Speakers
Description
Complex software usually depends on many different components, which sometimes perform background tasks with side effects not directly visible to their users. Without proper tools it can be hard to identify which component is responsible for performance hits or undesired behaviors.
We were challenged to implement D-Bus observability tools in embedded, ARM32 or ARM64 kernel based environments, both with 32-bit userspace. While we found bcc-tools, an open source compiler set useful, it appeared that it lacks support for 32-bit environments. We extended bcc-tools with support for 32-bit architectures. Using bcc-tools we created Linux eBPF programs – small programs written in a subset of C language, loaded from user-space and executed in kernel context. We attached them to uprobes and kprobes - user and kernel space special kinds of breakpoints. While it worked on ARM32 kernel based system, we faced another problem - ARM64 kernel lacked support for uprobes set in 32-bit binaries. The 64-bit ARM Linux kernel was extended with the ability to probe 32-bit binaries.
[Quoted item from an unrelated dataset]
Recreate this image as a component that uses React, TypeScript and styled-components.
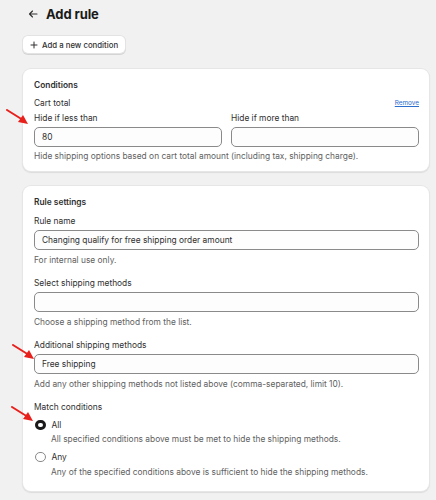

We propose to discuss challenges we faced trying to implement bcc-tools based tracing tools on ARM devices. We present a working solution to overcome lack of support for 32-bit architectures in bcc-tools, leaving space for discussion about other ways to achieve the same result. We also introduce 32-bit instruction probing in ARM64 kernel - a solution that we found very useful in our case. As a proof of concept we present tools that monitor D-Bus usage in ARM32 or ARM64 kernel based system with 32-bit userspace. We list what needs to be done for complete eBPF-based tools to be fully usable on ARM.